Copy each line of the entries that contains the word "React".

[start]

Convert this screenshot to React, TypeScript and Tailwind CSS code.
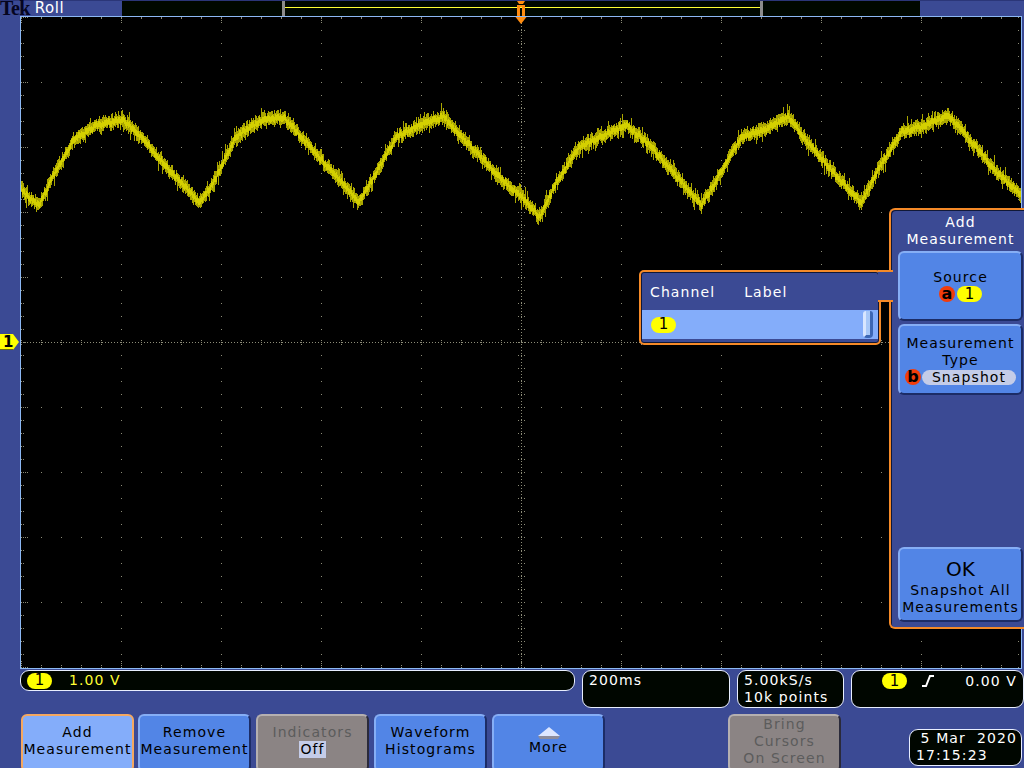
import React from "react"

const GW = 1000
const GH = 651

// peaks and troughs of the trace, in graticule coordinates
const trace: [number, number][] = [
  [0, 173], [8, 182], [18, 188], [32, 158], [52, 123], [75, 108], [102, 103], [122, 122], [145, 150], [178, 186],
  [195, 160], [214, 120], [238, 105], [262, 100], [285, 125], [315, 160], [338, 185],
  [355, 155], [375, 120], [400, 107], [422, 100], [445, 125], [480, 162], [505, 185], [518, 200],
  [535, 165], [558, 130], [585, 117], [605, 108], [630, 130], [660, 165], [680, 188],
  [698, 158], [720, 120], [745, 112], [767, 100], [790, 130], [820, 165], [840, 186],
  [858, 150], [880, 115], [905, 108], [927, 98], [950, 125], [975, 155], [1000, 178],
]

function traceAt(x: number) {
  for (let i = 1; i < trace.length; i++) {
    if (x <= trace[i][0]) {
      const [x0, y0] = trace[i - 1]
      const [x1, y1] = trace[i]
      return y0 + ((y1 - y0) * (x - x0)) / (x1 - x0)
    }
  }
  return trace[trace.length - 1][1]
}

function Waveform() {
  let seed = 12345
  const rnd = () => {
    seed = (seed * 16807) % 2147483647
    return seed / 2147483647
  }
  const outer: string[] = []
  const inner: string[] = []
  for (let x = 0; x < GW; x++) {
    const y = traceAt(x) + (rnd() - 0.5) * 4
    const up = 4 + rnd() * 4 + (rnd() > 0.8 ? rnd() * 6 : 0)
    const down = 4 + rnd() * 4 + (rnd() > 0.8 ? rnd() * 6 : 0)
    outer.push("M" + (x + 0.5) + " " + (y - up).toFixed(0) + "V" + (y + down).toFixed(0))
    inner.push("M" + (x + 0.5) + " " + (y - 3).toFixed(0) + "V" + (y + 3).toFixed(0))
  }
  return (
    <>
      <path d={outer.join("")} stroke="#aaa600" strokeWidth="1" fill="none" shapeRendering="crispEdges" />
      <path d={inner.join("")} stroke="#d4d000" strokeWidth="1" fill="none" shapeRendering="crispEdges" />
    </>
  )
}

function Graticule() {
  const dots: string[] = []
  const dot = (x: number, y: number) => dots.push("M" + x + " " + y + "h1v1h-1z")
  for (let i = 0; i <= 50; i++) {
    const x = i * 20
    for (let j = 0; j <= 50; j++) {
      const y = j * 13
      if (i % 5 === 0 || j % 5 === 0) dot(x, y)
    }
    // ticks on the top and bottom edge
    dot(x, 1)
    dot(x, GH - 3)
    if (i % 5 === 0) {
      dot(x, 3)
      dot(x, 5)
      dot(x, GH - 5)
      dot(x, GH - 7)
    }
  }
  for (let j = 0; j <= 50; j++) {
    const y = j * 13
    dot(2, y)
    if (j % 5 === 0) {
      dot(4, y)
      dot(6, y)
    }
    dot(GW - 3, y)
  }
  // centre cross
  for (let x = 0; x < GW; x += 3) dot(x, 325)
  for (let y = 0; y < GH; y += 3) dot(500, y)
  for (let i = 0; i <= 50; i++) {
    const x = i * 20
    dot(x, 323)
    dot(x, 327)
  }
  for (let j = 0; j <= 50; j++) {
    const y = j * 13
    dot(497, y)
    dot(503, y)
  }
  return <path d={dots.join("")} fill="#8c8c78" shapeRendering="crispEdges" />
}

function Badge() {
  return (
    <span className="inline-flex h-[16px] w-[25px] items-center justify-center rounded-full bg-[#ffff00] text-[15px] leading-none tracking-normal text-black">
      1
    </span>
  )
}

function Letter({ c }: { c: string }) {
  return (
    <span className="inline-flex h-[16px] w-[16px] items-center justify-center rounded-full bg-[#f23c0a] text-[16px] font-bold leading-none tracking-normal text-black">
      {c}
    </span>
  )
}

const btn = "rounded-[6px] border-2 border-t-[#86aef5] border-l-[#86aef5] border-r-[#1c2c66] border-b-[#1c2c66] bg-[#5285e6] text-black flex flex-col items-center text-center text-[14px] leading-[17px] tracking-[1.1px]"
const gray = "rounded-[6px] border-2 border-t-[#b5b0b0] border-l-[#b5b0b0] border-r-[#2a2a3a] border-b-[#2a2a3a] bg-[#8b8484] flex flex-col items-center text-center text-[14px] leading-[17px] tracking-[1.1px]"
const pill = "rounded-[9px] border border-[#e8eeff] bg-[#000600] pt-[1px] text-white text-[14px] leading-[17px] tracking-[1.1px]"

function SideMenu() {
  return (
    <div className="absolute left-[868px] top-[191px] flex h-[421px] w-[136px] flex-col rounded-l-[6px] border-y-2 border-l-2 border-[#f58a28] bg-[#3b4a94] pl-[7px] shadow-[inset_1px_1px_0_#101838]">
      <div className="mt-[4px] h-[37px] w-[125px] text-center text-[14px] leading-[17px] tracking-[1.1px] text-white">
        Add
        <br />
        Measurement
      </div>
      <div className={btn + " h-[70px] w-[125px] pt-[16px]"}>
        <span>Source</span>
        <span className="flex items-center gap-[2px]">
          <Letter c="a" />
          <Badge />
        </span>
      </div>
      <div className={btn + " mt-[3px] h-[71px] w-[125px] pt-[9px]"}>
        <span>Measurement</span>
        <span>Type</span>
        <span className="flex items-center gap-[1px]">
          <Letter c="b" />
          <span className="flex h-[15px] w-[94px] items-center justify-center rounded-full bg-[#c4cce8]">Snapshot</span>
        </span>
      </div>
      <div className={btn + " mt-auto mb-[5px] h-[75px] w-[125px] pt-[7px]"}>
        <span className="text-[20px] leading-[26px] tracking-normal">OK</span>
        <span>Snapshot All</span>
        <span>Measurements</span>
      </div>
    </div>
  )
}

function ChannelPopup() {
  return (
    <div className="absolute left-[618px] top-[253px] flex h-[75px] w-[242px] flex-col rounded-[5px] border-2 border-[#f58a28] bg-[#3b4a94] p-[1px] shadow-[inset_0_0_0_1px_#101838]">
      <div className="flex h-[37px] items-center gap-[29px] pl-[8px] pt-[2px] text-[14px] tracking-[1.1px] text-white">
        <span>Channel</span>
        <span>Label</span>
      </div>
      <div className="flex h-[29px] items-center justify-between bg-[#84adfa] pl-[9px] pr-[5px]">
        <Badge />
        <div className="h-[27px] w-[10px] rounded-b-[4px] rounded-t-[3px] border-x-[3px] border-b-[3px] border-l-[#d8e6ff] border-r-[#3c66b4] border-b-[#3c66b4] bg-[#a8c8f8]" />
      </div>
    </div>
  )
}

export default function App() {
  return (
    <div className="flex h-[768px] w-[1024px] flex-col overflow-hidden bg-[#3b4a94] font-['DejaVu_Sans',sans-serif]">
      <div className="relative z-10 flex h-4 border-t border-[#2b3678]">
        <div className="flex w-[122px] items-center">
          <span className="font-['Liberation_Serif',serif] text-[20px] font-bold leading-[15px] tracking-[-0.6px] text-[#050520]">Tek</span>
          <span className="ml-[5px] text-[15px] leading-[15px] tracking-[0.6px] text-white">Roll</span>
        </div>
        <div className="relative h-[15px] w-[798px] bg-[#000800]">
          <div className="absolute left-[160px] top-0 h-[15px] w-[481px] border-x-[3px] border-[#8c8c8c]">
            <div className="mt-[6px] h-[1px] bg-[#ffff33]" />
          </div>
          <svg className="absolute left-[391px] top-0 overflow-visible" width="16" height="24" viewBox="0 0 16 24">
            <path d="M4 0h8l-2 3H6z M4 4h8v11H9V6H7v9H4z" fill="#ff8c10" />
            <path d="M2.5 16h11L8 23z" fill="#ff8c10" />
          </svg>
        </div>
      </div>

      <div className="flex h-[653px]">
        <div className="w-5 pt-[317px]">
          <div className="relative h-[18px] w-5">
            <svg className="absolute inset-0" width="20" height="18" viewBox="0 0 20 18">
              <path d="M0 1h13l6 8-6 8H0z" fill="#ffff00" />
              <path d="M0 17h13l1-1H0z" fill="#6a6a10" />
            </svg>
            <span className="absolute left-[3px] top-0 text-[15px] font-bold leading-[18px] text-black">1</span>
          </div>
        </div>
        <div className="relative h-[653px] w-[1002px] border border-[#8cb8f4] bg-black">
          <svg width={GW} height={GH} viewBox={"0 0 " + GW + " " + GH} className="block">
            <Graticule />
            <Waveform />
          </svg>
          <ChannelPopup />
          <SideMenu />
          {/* joins the popup to the side menu */}
          <div className="absolute left-[857px] top-[253px] h-[32px] w-[15px] border-y-2 border-[#f58a28] bg-[#3b4a94]" />
        </div>
      </div>

      <div className="flex h-[38px] gap-[7px] pl-5 pt-[1px]">
        <div className={pill + " flex h-[21px] w-[555px] items-center gap-[17px] pl-[6px] !pt-0"}>
          <Badge />
          <span className="text-[#ffff33]">1.00 V</span>
        </div>
        <div className={pill + " h-[38px] w-[148px] pl-[6px]"}>200ms</div>
        <div className={pill + " h-[38px] w-[107px] pl-[6px]"}>
          5.00kS/s
          <br />
          10k points
        </div>
        <div className={pill + " flex h-[38px] w-[173px] items-start justify-between pl-[30px] pr-[6px] !pt-[2px]"}>
          <Badge />
          <svg width="14" height="14" viewBox="0 0 14 14" className="ml-[-9px] mt-[1px]">
            <path d="M1 12h4L9 2h4" stroke="white" strokeWidth="2" fill="none" />
          </svg>
          <span className="ml-[8px]">0.00 V</span>
        </div>
      </div>

      <div className="flex h-[61px] gap-[4px] pl-[21px] pt-[7px]">
        <div className="flex h-[58px] w-[113px] flex-col items-center rounded-[6px] border-2 border-[#f5a860] bg-[#84adfa] pt-[8px] text-center text-[14px] leading-[17px] tracking-[1.1px] text-black">
          <span>Add</span>
          <span>Measurement</span>
        </div>
        <div className={btn + " h-[58px] w-[113px] pt-[8px]"}>
          <span>Remove</span>
          <span>Measurement</span>
        </div>
        <div className={gray + " ml-[1px] h-[58px] w-[113px] pt-[8px] text-[#5c5c5c]"}>
          <span>Indicators</span>
          <span className="bg-[#c4cce8] px-[1px] text-black">Off</span>
        </div>
        <div className={btn + " ml-[1px] h-[58px] w-[113px] pt-[8px]"}>
          <span>Waveform</span>
          <span>Histograms</span>
        </div>
        <div className={btn + " ml-[1px] h-[58px] w-[113px] pt-[11px]"}>
          <svg width="24" height="12" viewBox="0 0 24 12">
            <path d="M12 0l11 9H1z" fill="#dce6ff" />
            <path d="M1 9h22l-2 3H3z" fill="#8c8c9c" />
          </svg>
          <span>More</span>
        </div>
        <div className={gray + " ml-[119px] h-[58px] w-[113px] text-[#5c5c5c]"}>
          <span>Bring</span>
          <span>Cursors</span>
          <span>On Screen</span>
        </div>
        <div className={pill + " ml-[64px] mt-[15px] h-[37px] w-[113px] pl-[6px] !pt-0"}>
          <div className="pr-[4px] text-right">5 Mar&nbsp;&nbsp;2020</div>
          <div>17:15:23</div>
        </div>
      </div>
    </div>
  )
}
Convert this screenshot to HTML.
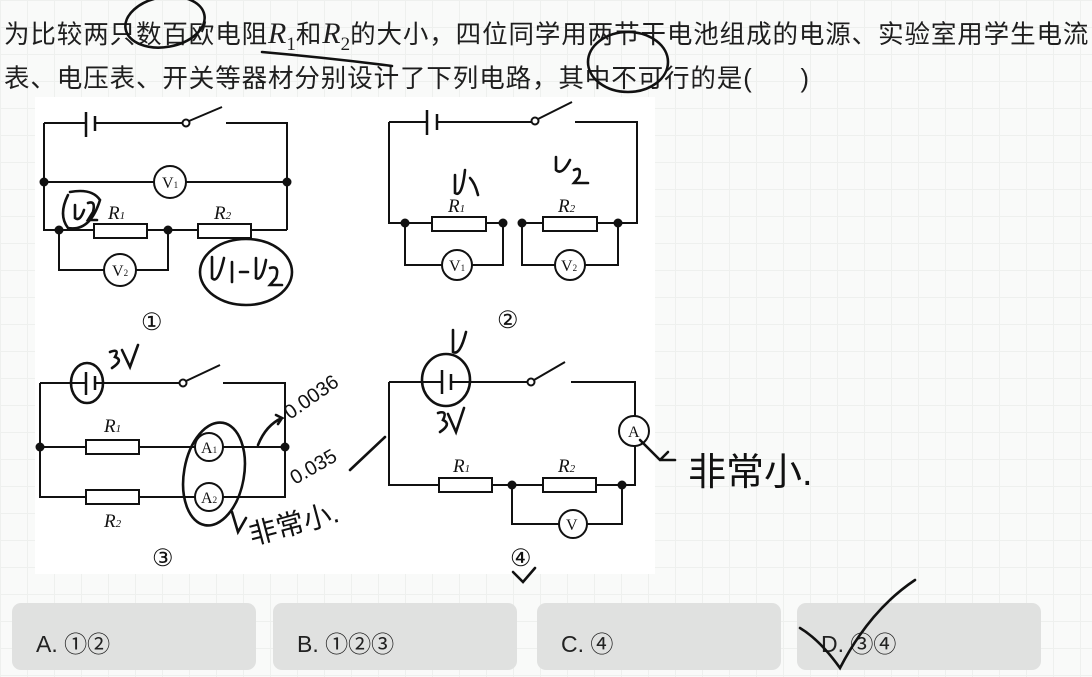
<!DOCTYPE html>
<html><head><meta charset="utf-8"><style>
html,body{margin:0;padding:0;}
body{width:1092px;height:677px;position:relative;overflow:hidden;font-family:"Liberation Sans","Noto Sans CJK SC",sans-serif;
background-color:#f9faf9;
background-image:linear-gradient(#eef0ee 1px,transparent 1px),linear-gradient(90deg,#eef0ee 1px,transparent 1px);
background-size:27px 27px;}
.q{position:absolute;left:4px;font-size:25.5px;color:#1e1e1e;white-space:nowrap;letter-spacing:0.9px}
.r{font-family:"Liberation Serif",serif;font-style:italic;font-size:30px;letter-spacing:0}
.r sub{font-style:normal;font-size:19px}
.btn{position:absolute;top:603px;height:67px;width:244px;background:#e0e1e0;border-radius:9px;font-size:23px;color:#222}
.btn span{position:absolute;left:24px;top:22px}
svg{position:absolute;left:0;top:0}
</style></head><body>
<div class="q" style="top:14px">为比较两只数百欧电阻<span class="r">R<sub>1</sub></span>和<span class="r">R<sub>2</sub></span>的大小，四位同学用两节干电池组成的电源、实验室用学生电流</div>
<div class="q" style="top:58px">表、电压表、开关等器材分别设计了下列电路，其中不可行的是(&nbsp;&nbsp;&nbsp;&nbsp;&nbsp;&nbsp;)</div>

<div class="btn" style="left:12px"><span>A. ①②</span></div>
<div class="btn" style="left:273px"><span>B. ①②③</span></div>
<div class="btn" style="left:537px"><span>C. ④</span></div>
<div class="btn" style="left:797px"><span>D. ③④</span></div>

<svg width="1092" height="677" viewBox="0 0 1092 677" font-family="Liberation Serif,serif">
<rect x="35" y="97" width="620" height="477" fill="#fff"/>
<g stroke="#111" stroke-width="2" fill="none">
<path d="M44 123H86M95 123H183M226 123H287V230M44 123V230H94M147 230H198M251 230H287M44 182H154M186 182H287M59 230V270H104M136 270H168V230"/>
<path d="M86 112V137M95 116V131" stroke-width="2.5"/>
<path d="M189 121L222 107"/>
<circle cx="186" cy="123" r="3.5" fill="#fff"/>
<circle cx="170" cy="182" r="16"/><circle cx="120" cy="270" r="16"/>
<rect x="94" y="224" width="53" height="14" fill="#fff"/><rect x="198" y="224" width="53" height="14" fill="#fff"/>
<path d="M389 122H427M437 122H531M575 122H637V223H618M389 122V223H432M486 223H503M522 223H543M597 223H618M405 223V265H442M472 265H503V223M522 223V265H555M585 265H618V223"/>
<path d="M427 110V135M437 114V130" stroke-width="2.5"/>
<path d="M538 119L572 102"/><circle cx="535" cy="121" r="3.5" fill="#fff"/>
<circle cx="457" cy="265" r="15"/><circle cx="570" cy="265" r="15"/>
<rect x="432" y="217" width="54" height="14" fill="#fff"/><rect x="543" y="217" width="54" height="14" fill="#fff"/>
<path d="M40 383H86M95 383H180M223 383H285V497H223M40 383V497H86M139 497H195M40 447H86M139 447H195M223 447H285"/>
<path d="M86 372V395M95 376V390" stroke-width="2.5"/>
<path d="M186 381L220 365"/><circle cx="183" cy="383" r="3.5" fill="#fff"/>
<circle cx="209" cy="447" r="14"/><circle cx="209" cy="497" r="14"/>
<rect x="86" y="440" width="53" height="14" fill="#fff"/><rect x="86" y="490" width="53" height="14" fill="#fff"/>
<path d="M389 382H442M451 382H528M571 382H635V416M635 446V485H622M389 382V485H439M492 485H543M596 485H622M512 485V524H559M587 524H622V485"/>
<path d="M442 370V394M451 374V390" stroke-width="2.5"/>
<path d="M534 380L565 362"/><circle cx="531" cy="382" r="3.5" fill="#fff"/>
<circle cx="634" cy="431" r="15"/><circle cx="573" cy="524" r="14"/>
<rect x="439" y="478" width="53" height="14" fill="#fff"/><rect x="543" y="478" width="53" height="14" fill="#fff"/>
</g>
<g fill="#111">
<circle cx="44" cy="182" r="4.5"/><circle cx="287" cy="182" r="4.5"/><circle cx="59" cy="230" r="4.5"/><circle cx="168" cy="230" r="4.5"/>
<circle cx="405" cy="223" r="4.5"/><circle cx="503" cy="223" r="4.5"/><circle cx="522" cy="223" r="4.5"/><circle cx="618" cy="223" r="4.5"/>
<circle cx="40" cy="447" r="4.5"/><circle cx="285" cy="447" r="4.5"/>
<circle cx="512" cy="485" r="4.5"/><circle cx="622" cy="485" r="4.5"/>
</g>
<g fill="#111" font-size="16">
<text x="162" y="188">V<tspan font-size="9">1</tspan></text>
<text x="112" y="276">V<tspan font-size="9">2</tspan></text>
<text x="108" y="219" font-style="italic" font-size="19">R<tspan font-size="11">1</tspan></text>
<text x="214" y="219" font-style="italic" font-size="19">R<tspan font-size="11">2</tspan></text>
<text x="141" y="330" font-size="24">①</text>
<text x="449" y="271">V<tspan font-size="9">1</tspan></text>
<text x="561" y="271">V<tspan font-size="9">2</tspan></text>
<text x="448" y="212" font-style="italic" font-size="19">R<tspan font-size="11">1</tspan></text>
<text x="558" y="212" font-style="italic" font-size="19">R<tspan font-size="11">2</tspan></text>
<text x="497" y="328" font-size="24">②</text>
<text x="201" y="453">A<tspan font-size="9">1</tspan></text>
<text x="201" y="503">A<tspan font-size="9">2</tspan></text>
<text x="104" y="432" font-style="italic" font-size="19">R<tspan font-size="11">1</tspan></text>
<text x="104" y="527" font-style="italic" font-size="19">R<tspan font-size="11">2</tspan></text>
<text x="152" y="566" font-size="24">③</text>
<text x="628" y="437">A</text>
<text x="566" y="530">V</text>
<text x="453" y="472" font-style="italic" font-size="19">R<tspan font-size="11">1</tspan></text>
<text x="558" y="472" font-style="italic" font-size="19">R<tspan font-size="11">2</tspan></text>
<text x="510" y="566" font-size="24">④</text>
</g>
<g fill="#111" font-family="Liberation Sans,Noto Sans CJK SC,sans-serif">
<text x="290" y="420" font-size="20" transform="rotate(-35 290 420)">0.0036</text>
<text x="295" y="485" font-size="20" transform="rotate(-30 295 485)">0.035</text>
<text x="252" y="545" font-size="28" transform="rotate(-15 252 545)">非常小.</text>
<text x="688" y="485" font-size="38">非常小.</text>
</g>
<g stroke="#111" stroke-width="2.6" fill="none" stroke-linecap="round">
<ellipse cx="165" cy="22" rx="40" ry="25" transform="rotate(-10 165 22)"/>
<path d="M262 52Q330 58 392 66"/>
<ellipse cx="628" cy="62" rx="40" ry="30"/>
<path d="M68 195Q58 215 68 228Q90 232 100 200Q92 188 70 192"/>
<path d="M75 205V218Q80 222 84 210M88 203Q96 200 93 212L88 220H97"/>
<ellipse cx="246" cy="272" rx="46" ry="33"/>
<path d="M212 257V278Q218 285 224 258M232 262V282M240 272H248M256 258V278Q262 282 266 260M270 268Q280 265 276 278L270 285H282"/>
<path d="M455 175V193Q462 198 465 170M470 178Q475 183 478 195"/>
<path d="M556 157V170Q562 176 570 160M574 170Q582 166 579 177L574 183H588"/>
<ellipse cx="87" cy="383" rx="16" ry="20"/>
<path d="M110 352Q120 348 115 357Q124 360 112 368M122 350L130 367L138 345"/>
<ellipse cx="446" cy="380" rx="24" ry="26"/>
<path d="M453 330V352Q460 356 466 332"/>
<path d="M438 413Q448 410 443 420Q452 424 440 432M448 414L456 432L464 408"/>
<ellipse cx="214" cy="474" rx="30" ry="52" transform="rotate(10 214 474)"/>
<path d="M258 445Q266 425 282 418L276 415M282 418L278 424"/>
<path d="M350 470L385 437"/>
<path d="M232 512L238 532L246 518"/>
<path d="M640 440L660 460H675M660 460L668 452"/>
<path d="M513 572L523 582L535 568"/>
<path d="M800 628Q820 640 840 668Q870 610 915 580"/>
</g>
</svg>
</body></html>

[end]

(Written answer)
Convert this screenshot to React, TypeScript and Tailwind CSS code.
import React from "react"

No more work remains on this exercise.